● Given information
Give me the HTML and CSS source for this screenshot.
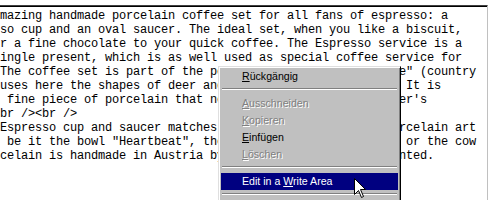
FILE: index.html
```html
<!DOCTYPE html>
<html>
<head>
<meta charset="utf-8">
<link rel="stylesheet" href="styles.css">
</head>
<body>
<div class="editor">
  <div class="text">
    <div class="line">mazing handmade porcelain coffee set for all fans of espresso: a</div>
    <div class="line">so cup and an oval saucer. The ideal set, when you like a biscuit,</div>
    <div class="line">r a fine chocolate to your quick coffee. The Espresso service is a</div>
    <div class="line">ingle present, which is as well used as special coffee service for</div>
    <div class="line">The coffee set is part of the porcelain line "Countrystyle" (country</div>
    <div class="line">uses here the shapes of deer and cows in a very nice way. It is</div>
    <div class="line"> fine piece of porcelain that no one should miss in a lover's</div>
    <div class="line">br /&gt;&lt;br /&gt;</div>
    <div class="line">Espresso cup and saucer matches all other items of the porcelain art</div>
    <div class="line"> be it the bowl "Heartbeat", the plate "Hearts", the vase or the cow</div>
    <div class="line">celain is handmade in Austria by the manufacturer and painted.</div>
  </div>
</div>

<div class="menu">
  <div class="item"><u>R</u>ückgängig</div>
  <div class="sep"></div>
  <div class="item disabled"><u>A</u>usschneiden</div>
  <div class="item disabled"><u>K</u>opieren</div>
  <div class="item"><u>E</u>infügen</div>
  <div class="item disabled"><u>L</u>öschen</div>
  <div class="sep"></div>
  <div class="item active">Edit in a <u>W</u>rite Area</div>
  <div class="sep"></div>
</div>

<svg class="cursor" width="13" height="21" viewBox="0 0 13 21">
  <path d="M0.5 0.5 L0.5 16.5 L4.5 12.5 L7.5 19.5 L9.5 18.5 L6.5 11.5 L11.5 11.5 Z" fill="#fff" stroke="#000" stroke-width="1"/>
</svg>
</body>
</html>
```
FILE: styles.css
```css
html, body {
  margin: 0;
  padding: 0;
  background: #fff;
  width: 500px;
  height: 200px;
  overflow: hidden;
}

.editor {
  margin-top: 5px;
  width: 488px;
  height: 195px;
  border-top: 1px solid #404040;
  border-right: 1px solid #c0c0c0;
  box-sizing: border-box;
  overflow: hidden;
}

.text {
  border-top: 1px solid #000;
  padding-top: 2px;
  font-family: "Liberation Mono", "Courier New", monospace;
  font-size: 12px;
  letter-spacing: -0.2px;
  line-height: 14px;
  color: #000;
}

.line {
  white-space: pre;
  height: 14px;
}

.menu {
  position: absolute;
  left: 218px;
  top: 66px;
  width: 183px;
  height: 134px;
  box-sizing: border-box;
  background: #c0c0c0;
  border: 1px solid;
  border-bottom: 0;
  border-color: #dfdfdf #000 #000 #dfdfdf;
  box-shadow: inset 1px 1px #fff, inset -1px 0 #808080;
  padding: 1px 2px 0 2px;
  font-family: "Liberation Sans", Arial, sans-serif;
  font-size: 10.6px;
  color: #000;
  overflow: hidden;
}

.item {
  height: 17px;
  line-height: 17px;
  padding-left: 21px;
  white-space: nowrap;
}

.item.disabled {
  color: #808080;
  text-shadow: 1px 1px #fff;
}

.item.active {
  background: #000080;
  color: #fff;
}

.sep {
  height: 10px;
  box-sizing: border-box;
  padding-top: 3px;
}

.sep::before {
  content: "";
  display: block;
  height: 1px;
  background: #808080;
  border-bottom: 1px solid #fff;
  margin: 0 1px;
}

.cursor {
  position: absolute;
  left: 354px;
  top: 178px;
}
```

● Work to do
In the copy, include no pictures; restate the listing above exactly.

● Completed exercise
Give me the HTML and CSS source for this screenshot.
FILE: index.html
```html
<!DOCTYPE html>
<html>
<head>
<meta charset="utf-8">
<link rel="stylesheet" href="styles.css">
</head>
<body>
<div class="editor">
  <div class="text">
    <div class="line">mazing handmade porcelain coffee set for all fans of espresso: a</div>
    <div class="line">so cup and an oval saucer. The ideal set, when you like a biscuit,</div>
    <div class="line">r a fine chocolate to your quick coffee. The Espresso service is a</div>
    <div class="line">ingle present, which is as well used as special coffee service for</div>
    <div class="line">The coffee set is part of the porcelain line "Countrystyle" (country</div>
    <div class="line">uses here the shapes of deer and cows in a very nice way. It is</div>
    <div class="line"> fine piece of porcelain that no one should miss in a lover's</div>
    <div class="line">br /&gt;&lt;br /&gt;</div>
    <div class="line">Espresso cup and saucer matches all other items of the porcelain art</div>
    <div class="line"> be it the bowl "Heartbeat", the plate "Hearts", the vase or the cow</div>
    <div class="line">celain is handmade in Austria by the manufacturer and painted.</div>
  </div>
</div>

<div class="menu">
  <div class="item"><u>R</u>ückgängig</div>
  <div class="sep"></div>
  <div class="item disabled"><u>A</u>usschneiden</div>
  <div class="item disabled"><u>K</u>opieren</div>
  <div class="item"><u>E</u>infügen</div>
  <div class="item disabled"><u>L</u>öschen</div>
  <div class="sep"></div>
  <div class="item active">Edit in a <u>W</u>rite Area</div>
  <div class="sep"></div>
</div>

<svg class="cursor" width="13" height="21" viewBox="0 0 13 21">
  <path d="M0.5 0.5 L0.5 16.5 L4.5 12.5 L7.5 19.5 L9.5 18.5 L6.5 11.5 L11.5 11.5 Z" fill="#fff" stroke="#000" stroke-width="1"/>
</svg>
</body>
</html>
```
FILE: styles.css
```css
html, body {
  margin: 0;
  padding: 0;
  background: #fff;
  width: 500px;
  height: 200px;
  overflow: hidden;
}

.editor {
  margin-top: 5px;
  width: 488px;
  height: 195px;
  border-top: 1px solid #404040;
  border-right: 1px solid #c0c0c0;
  box-sizing: border-box;
  overflow: hidden;
}

.text {
  border-top: 1px solid #000;
  padding-top: 2px;
  font-family: "Liberation Mono", "Courier New", monospace;
  font-size: 12px;
  letter-spacing: -0.2px;
  line-height: 14px;
  color: #000;
}

.line {
  white-space: pre;
  height: 14px;
}

.menu {
  position: absolute;
  left: 218px;
  top: 66px;
  width: 183px;
  height: 134px;
  box-sizing: border-box;
  background: #c0c0c0;
  border: 1px solid;
  border-bottom: 0;
  border-color: #dfdfdf #000 #000 #dfdfdf;
  box-shadow: inset 1px 1px #fff, inset -1px 0 #808080;
  padding: 1px 2px 0 2px;
  font-family: "Liberation Sans", Arial, sans-serif;
  font-size: 10.6px;
  color: #000;
  overflow: hidden;
}

.item {
  height: 17px;
  line-height: 17px;
  padding-left: 21px;
  white-space: nowrap;
}

.item.disabled {
  color: #808080;
  text-shadow: 1px 1px #fff;
}

.item.active {
  background: #000080;
  color: #fff;
}

.sep {
  height: 10px;
  box-sizing: border-box;
  padding-top: 3px;
}

.sep::before {
  content: "";
  display: block;
  height: 1px;
  background: #808080;
  border-bottom: 1px solid #fff;
  margin: 0 1px;
}

.cursor {
  position: absolute;
  left: 354px;
  top: 178px;
}
```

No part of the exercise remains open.